Senate Minority Leader Mitch McConnell says there is no appetite in Congress for U.S. military or humanitarian intervention in Syria, where the country’s cabinet resigned Tuesday amid increasingly public discontent over the authoritarian rule of President Bashar Assad.
“I don’t hear anybody calling for that,” the Kentucky Republican told a gathering of reporters Tuesday afternoon.
“We obviously feel badly for the Syrian people that they’ve been subjected to this kind of regime for all of these years, 40 or 50 years. But with so much tumult all throughout the Middle East, we don’t — I don’t think we have a single policy that fits neatly every single country. They’re all different.”
Regarding President Obama’s Monday night speech on the United States’ military presence in Libya, where rebel forces are fighting to topple dictator Moammar Gadhafi, Mr. McConnell said the president’s remarks “were a step in the right direction” but “didn’t answer every question.”

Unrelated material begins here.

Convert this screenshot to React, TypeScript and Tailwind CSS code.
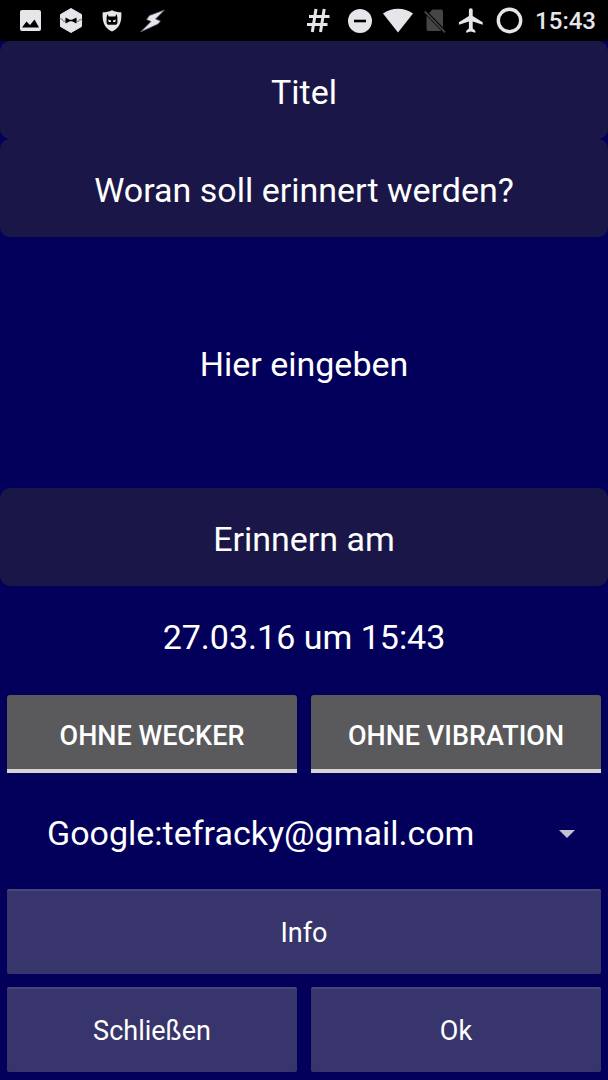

Mr. McConnell said Obama failed to explain what is the “desired outcome” of the mission in Libya. “If our policy isn’t regime change, what is our policy?”
Mr. McConnell said he will broach the subject during a classified briefing between senators and Secretary of State Hillary Clinton, Defense Secretary Robert M. Gates and Adm. Mike Mullen, chairman of the Joint Chiefs of Staff, scheduled for Wednesday.